Web page code records

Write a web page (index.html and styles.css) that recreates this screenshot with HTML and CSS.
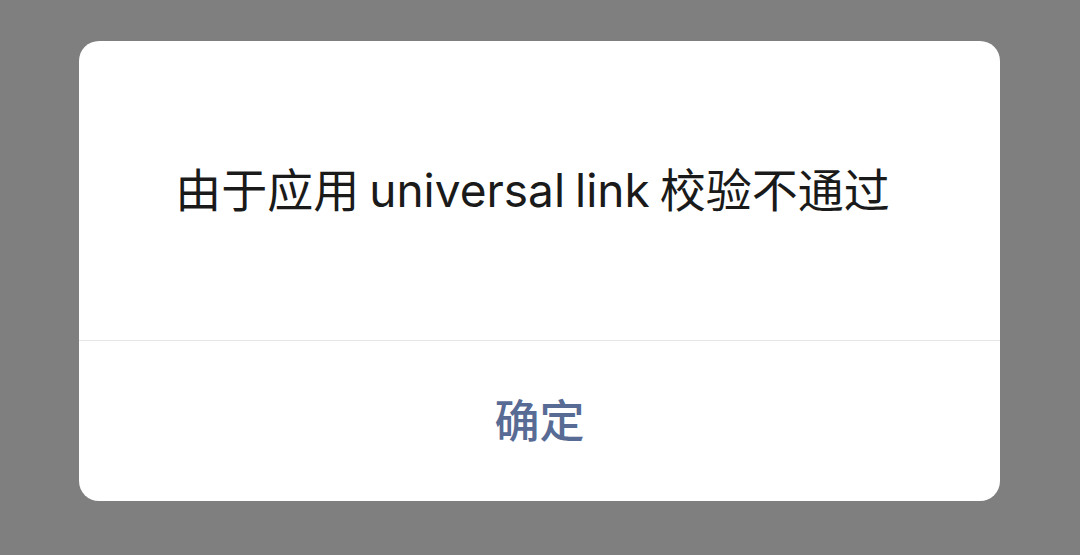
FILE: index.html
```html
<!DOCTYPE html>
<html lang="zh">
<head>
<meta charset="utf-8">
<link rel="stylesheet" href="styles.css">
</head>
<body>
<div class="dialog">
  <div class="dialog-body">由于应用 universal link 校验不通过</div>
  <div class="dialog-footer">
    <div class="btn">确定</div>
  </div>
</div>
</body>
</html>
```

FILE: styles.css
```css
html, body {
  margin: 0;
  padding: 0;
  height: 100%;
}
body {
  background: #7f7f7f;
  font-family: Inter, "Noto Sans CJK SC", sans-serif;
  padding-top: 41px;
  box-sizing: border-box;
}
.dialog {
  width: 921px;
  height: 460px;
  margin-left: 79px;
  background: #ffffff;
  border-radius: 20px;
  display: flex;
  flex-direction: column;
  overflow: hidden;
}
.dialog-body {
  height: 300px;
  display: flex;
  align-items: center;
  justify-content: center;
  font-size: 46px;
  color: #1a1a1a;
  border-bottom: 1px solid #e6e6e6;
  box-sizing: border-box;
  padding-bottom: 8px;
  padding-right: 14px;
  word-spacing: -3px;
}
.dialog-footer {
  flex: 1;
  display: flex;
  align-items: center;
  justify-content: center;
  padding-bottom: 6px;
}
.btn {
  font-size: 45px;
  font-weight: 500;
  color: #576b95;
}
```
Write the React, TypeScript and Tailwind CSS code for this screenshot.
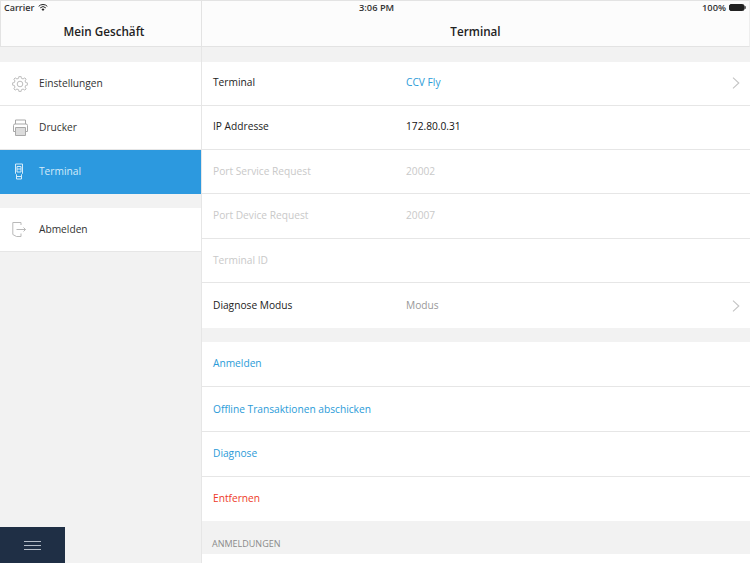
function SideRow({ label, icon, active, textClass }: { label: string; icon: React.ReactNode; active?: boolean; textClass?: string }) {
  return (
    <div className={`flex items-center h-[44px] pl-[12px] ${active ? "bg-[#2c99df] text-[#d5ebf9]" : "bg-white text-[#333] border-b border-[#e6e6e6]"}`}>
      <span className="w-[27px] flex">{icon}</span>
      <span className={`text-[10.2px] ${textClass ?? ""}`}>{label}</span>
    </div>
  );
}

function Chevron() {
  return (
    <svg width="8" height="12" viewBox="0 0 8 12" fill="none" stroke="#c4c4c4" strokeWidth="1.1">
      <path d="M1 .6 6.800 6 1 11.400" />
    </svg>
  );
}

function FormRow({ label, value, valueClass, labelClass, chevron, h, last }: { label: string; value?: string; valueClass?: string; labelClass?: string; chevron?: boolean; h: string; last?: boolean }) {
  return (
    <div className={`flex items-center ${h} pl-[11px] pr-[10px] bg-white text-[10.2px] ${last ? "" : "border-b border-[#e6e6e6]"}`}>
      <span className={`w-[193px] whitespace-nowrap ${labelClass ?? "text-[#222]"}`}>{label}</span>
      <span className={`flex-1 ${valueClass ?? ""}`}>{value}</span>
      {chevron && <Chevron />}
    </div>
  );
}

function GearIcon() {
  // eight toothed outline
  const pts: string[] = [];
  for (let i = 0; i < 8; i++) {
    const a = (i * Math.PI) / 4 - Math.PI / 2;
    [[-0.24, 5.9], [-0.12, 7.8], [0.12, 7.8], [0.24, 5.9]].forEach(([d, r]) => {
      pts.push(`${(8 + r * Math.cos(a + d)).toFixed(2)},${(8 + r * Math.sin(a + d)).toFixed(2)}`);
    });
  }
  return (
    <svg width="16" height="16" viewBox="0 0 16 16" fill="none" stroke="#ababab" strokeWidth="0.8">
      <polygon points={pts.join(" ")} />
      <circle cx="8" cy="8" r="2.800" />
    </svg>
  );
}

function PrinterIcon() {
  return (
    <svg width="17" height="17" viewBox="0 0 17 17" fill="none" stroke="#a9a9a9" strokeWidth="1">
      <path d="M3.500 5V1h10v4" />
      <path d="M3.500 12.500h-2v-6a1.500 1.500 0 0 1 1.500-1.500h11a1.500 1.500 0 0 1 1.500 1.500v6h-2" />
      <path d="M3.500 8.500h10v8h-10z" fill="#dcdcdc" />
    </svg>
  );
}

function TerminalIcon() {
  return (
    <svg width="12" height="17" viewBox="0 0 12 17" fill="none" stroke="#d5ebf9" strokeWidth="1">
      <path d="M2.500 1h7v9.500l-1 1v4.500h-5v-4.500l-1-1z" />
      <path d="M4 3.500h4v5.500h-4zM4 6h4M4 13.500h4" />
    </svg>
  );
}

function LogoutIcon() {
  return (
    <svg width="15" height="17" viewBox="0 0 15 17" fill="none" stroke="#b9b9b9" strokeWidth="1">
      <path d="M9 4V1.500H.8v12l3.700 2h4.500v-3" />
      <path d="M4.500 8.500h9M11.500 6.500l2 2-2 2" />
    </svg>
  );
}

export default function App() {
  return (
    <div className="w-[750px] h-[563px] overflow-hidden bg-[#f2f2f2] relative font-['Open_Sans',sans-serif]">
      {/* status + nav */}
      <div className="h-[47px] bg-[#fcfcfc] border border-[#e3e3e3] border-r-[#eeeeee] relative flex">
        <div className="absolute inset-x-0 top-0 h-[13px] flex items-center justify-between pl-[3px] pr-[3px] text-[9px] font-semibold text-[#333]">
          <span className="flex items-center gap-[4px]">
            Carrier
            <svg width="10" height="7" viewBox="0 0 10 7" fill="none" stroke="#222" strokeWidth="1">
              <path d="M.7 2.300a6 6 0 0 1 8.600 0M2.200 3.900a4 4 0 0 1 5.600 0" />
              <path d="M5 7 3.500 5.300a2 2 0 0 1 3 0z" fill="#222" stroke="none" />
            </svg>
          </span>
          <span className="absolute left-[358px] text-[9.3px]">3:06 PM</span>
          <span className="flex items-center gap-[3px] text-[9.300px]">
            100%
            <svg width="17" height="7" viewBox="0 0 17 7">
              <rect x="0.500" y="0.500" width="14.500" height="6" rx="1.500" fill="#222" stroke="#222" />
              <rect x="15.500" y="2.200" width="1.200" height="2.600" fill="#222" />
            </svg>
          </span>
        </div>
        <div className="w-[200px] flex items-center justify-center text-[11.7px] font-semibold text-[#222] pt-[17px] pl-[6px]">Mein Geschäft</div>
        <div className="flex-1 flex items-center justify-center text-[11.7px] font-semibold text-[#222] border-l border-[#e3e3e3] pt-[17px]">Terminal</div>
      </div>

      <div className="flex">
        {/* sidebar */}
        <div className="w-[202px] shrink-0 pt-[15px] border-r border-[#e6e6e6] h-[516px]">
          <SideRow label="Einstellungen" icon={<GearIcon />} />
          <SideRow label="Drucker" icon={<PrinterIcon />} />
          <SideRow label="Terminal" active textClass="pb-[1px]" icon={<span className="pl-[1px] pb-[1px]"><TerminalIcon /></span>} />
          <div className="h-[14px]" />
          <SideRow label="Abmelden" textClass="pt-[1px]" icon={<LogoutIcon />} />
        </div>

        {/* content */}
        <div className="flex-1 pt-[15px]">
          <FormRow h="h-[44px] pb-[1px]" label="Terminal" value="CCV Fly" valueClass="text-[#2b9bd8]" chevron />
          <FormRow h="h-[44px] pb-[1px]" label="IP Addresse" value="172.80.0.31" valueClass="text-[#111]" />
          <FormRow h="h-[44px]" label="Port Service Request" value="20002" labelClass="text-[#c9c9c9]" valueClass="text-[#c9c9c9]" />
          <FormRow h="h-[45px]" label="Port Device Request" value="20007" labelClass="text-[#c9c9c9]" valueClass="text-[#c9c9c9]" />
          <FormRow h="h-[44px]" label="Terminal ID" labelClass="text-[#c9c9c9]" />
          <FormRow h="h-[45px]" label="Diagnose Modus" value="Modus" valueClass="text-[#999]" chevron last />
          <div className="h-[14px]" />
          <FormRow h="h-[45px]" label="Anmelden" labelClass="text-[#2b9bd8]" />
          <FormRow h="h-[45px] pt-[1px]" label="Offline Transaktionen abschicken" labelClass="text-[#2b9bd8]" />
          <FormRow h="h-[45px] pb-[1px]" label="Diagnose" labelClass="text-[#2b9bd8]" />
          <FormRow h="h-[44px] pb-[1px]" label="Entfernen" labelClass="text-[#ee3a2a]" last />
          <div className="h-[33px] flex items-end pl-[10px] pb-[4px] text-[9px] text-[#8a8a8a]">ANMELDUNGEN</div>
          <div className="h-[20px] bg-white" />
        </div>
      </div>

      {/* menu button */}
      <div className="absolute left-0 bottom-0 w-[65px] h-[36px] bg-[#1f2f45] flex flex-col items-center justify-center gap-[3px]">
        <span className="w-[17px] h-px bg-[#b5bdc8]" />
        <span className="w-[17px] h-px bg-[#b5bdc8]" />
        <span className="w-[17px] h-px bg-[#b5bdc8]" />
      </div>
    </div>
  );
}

▶ [Given problem]:
Find the lines containing "this" and list every one of them.

▶ [Written response]:
Write a web page (index.html and styles.css) that recreates this screenshot with HTML and CSS.
Write the React, TypeScript and Tailwind CSS code for this screenshot.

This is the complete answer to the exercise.